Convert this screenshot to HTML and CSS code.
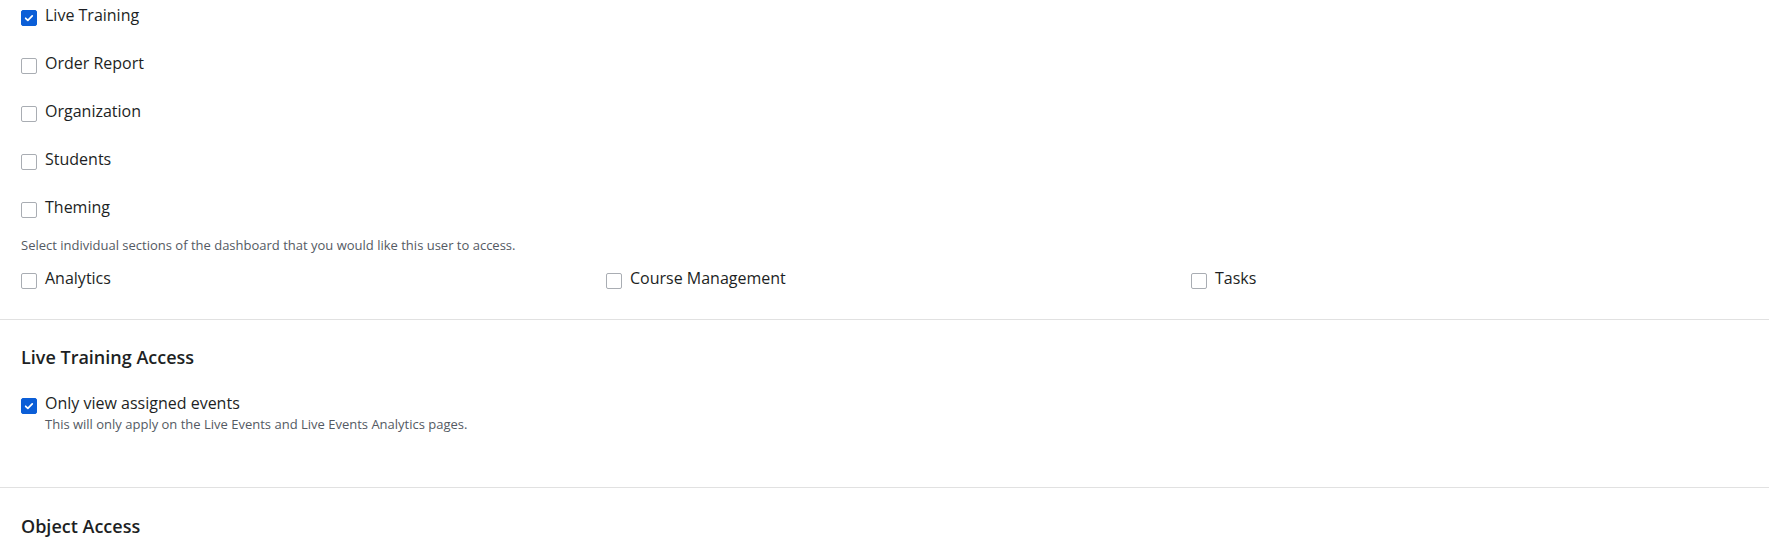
FILE: index.html
```html
<!DOCTYPE html>
<html>
<head>
<meta charset="utf-8">
<link rel="stylesheet" href="styles.css">
</head>
<body>
<div class="section top">
  <ul class="list">
    <li class="opt"><span class="box checked"><svg viewBox="0 0 16 16"><path d="M4.2 8.3l2.5 2.4 5-5" /></svg></span><span class="lbl">Live Training</span></li>
    <li class="opt"><span class="box"></span><span class="lbl">Order Report</span></li>
    <li class="opt"><span class="box"></span><span class="lbl">Organization</span></li>
    <li class="opt"><span class="box"></span><span class="lbl">Students</span></li>
    <li class="opt"><span class="box"></span><span class="lbl">Theming</span></li>
  </ul>
  <p class="help">Select individual sections of the dashboard that you would like this user to access.</p>
  <div class="grid">
    <div class="opt"><span class="box"></span><span class="lbl">Analytics</span></div>
    <div class="opt"><span class="box"></span><span class="lbl">Course Management</span></div>
    <div class="opt"><span class="box"></span><span class="lbl">Tasks</span></div>
  </div>
</div>
<div class="section mid">
  <h2 class="title">Live Training Access</h2>
  <div class="opt"><span class="box checked"><svg viewBox="0 0 16 16"><path d="M4.2 8.3l2.5 2.4 5-5" /></svg></span>
    <div class="txt"><span class="lbl">Only view assigned events</span><span class="sub">This will only apply on the Live Events and Live Events Analytics pages.</span></div>
  </div>
</div>
<div class="section last">
  <h2 class="title">Object Access</h2>
</div>
</body>
</html>
```
FILE: styles.css
```css
html, body { margin: 0; padding: 0; background: #fff; }
body { font-family: "Open Sans", "Noto Sans", sans-serif; color: #1d1f24; width: 1769px; overflow: hidden; }
.section { padding: 0 21px; border-bottom: 1px solid #e1e1e1; }
.top { padding-top: 3px; padding-bottom: 29px; }
.list { list-style: none; margin: 0; padding: 0; display: flex; flex-direction: column; gap: 24px; }
.opt { display: flex; align-items: flex-start; }
.box { width: 14px; height: 14px; border: 1px solid #a9adb3; border-radius: 2px; margin-top: 7px; margin-right: 8px; flex: none; background: #fff; box-sizing: content-box; }
.box.checked { background: #0b5ed7; border-color: #0b5ed7; }
.box svg { width: 14px; height: 14px; display: block; }
.box path { fill: none; stroke: #fff; stroke-width: 2; stroke-linecap: round; stroke-linejoin: round; }
.lbl { font-size: 16px; line-height: 24px; }
.help { margin: 16px 0 11px; font-size: 13px; line-height: 20px; color: #545a63; }
.grid { display: grid; grid-template-columns: repeat(3, 585px); }
.mid { padding-top: 25px; padding-bottom: 54px; }
.title { margin: 0 0 22px; font-size: 18px; line-height: 24px; font-weight: 600; color: #1d1f24; }
.txt { display: flex; flex-direction: column; }
.sub { font-size: 13px; line-height: 18px; color: #545a63; }
.last { border-bottom: none; padding-top: 26px; }
```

> **Goal of the exercise**
Copy the listing in full and without alteration, omitting every picture.

> **Solution for this task**
Convert this screenshot to HTML and CSS code.
FILE: index.html
```html
<!DOCTYPE html>
<html>
<head>
<meta charset="utf-8">
<link rel="stylesheet" href="styles.css">
</head>
<body>
<div class="section top">
  <ul class="list">
    <li class="opt"><span class="box checked"><svg viewBox="0 0 16 16"><path d="M4.2 8.3l2.5 2.4 5-5" /></svg></span><span class="lbl">Live Training</span></li>
    <li class="opt"><span class="box"></span><span class="lbl">Order Report</span></li>
    <li class="opt"><span class="box"></span><span class="lbl">Organization</span></li>
    <li class="opt"><span class="box"></span><span class="lbl">Students</span></li>
    <li class="opt"><span class="box"></span><span class="lbl">Theming</span></li>
  </ul>
  <p class="help">Select individual sections of the dashboard that you would like this user to access.</p>
  <div class="grid">
    <div class="opt"><span class="box"></span><span class="lbl">Analytics</span></div>
    <div class="opt"><span class="box"></span><span class="lbl">Course Management</span></div>
    <div class="opt"><span class="box"></span><span class="lbl">Tasks</span></div>
  </div>
</div>
<div class="section mid">
  <h2 class="title">Live Training Access</h2>
  <div class="opt"><span class="box checked"><svg viewBox="0 0 16 16"><path d="M4.2 8.3l2.5 2.4 5-5" /></svg></span>
    <div class="txt"><span class="lbl">Only view assigned events</span><span class="sub">This will only apply on the Live Events and Live Events Analytics pages.</span></div>
  </div>
</div>
<div class="section last">
  <h2 class="title">Object Access</h2>
</div>
</body>
</html>
```
FILE: styles.css
```css
html, body { margin: 0; padding: 0; background: #fff; }
body { font-family: "Open Sans", "Noto Sans", sans-serif; color: #1d1f24; width: 1769px; overflow: hidden; }
.section { padding: 0 21px; border-bottom: 1px solid #e1e1e1; }
.top { padding-top: 3px; padding-bottom: 29px; }
.list { list-style: none; margin: 0; padding: 0; display: flex; flex-direction: column; gap: 24px; }
.opt { display: flex; align-items: flex-start; }
.box { width: 14px; height: 14px; border: 1px solid #a9adb3; border-radius: 2px; margin-top: 7px; margin-right: 8px; flex: none; background: #fff; box-sizing: content-box; }
.box.checked { background: #0b5ed7; border-color: #0b5ed7; }
.box svg { width: 14px; height: 14px; display: block; }
.box path { fill: none; stroke: #fff; stroke-width: 2; stroke-linecap: round; stroke-linejoin: round; }
.lbl { font-size: 16px; line-height: 24px; }
.help { margin: 16px 0 11px; font-size: 13px; line-height: 20px; color: #545a63; }
.grid { display: grid; grid-template-columns: repeat(3, 585px); }
.mid { padding-top: 25px; padding-bottom: 54px; }
.title { margin: 0 0 22px; font-size: 18px; line-height: 24px; font-weight: 600; color: #1d1f24; }
.txt { display: flex; flex-direction: column; }
.sub { font-size: 13px; line-height: 18px; color: #545a63; }
.last { border-bottom: none; padding-top: 26px; }
```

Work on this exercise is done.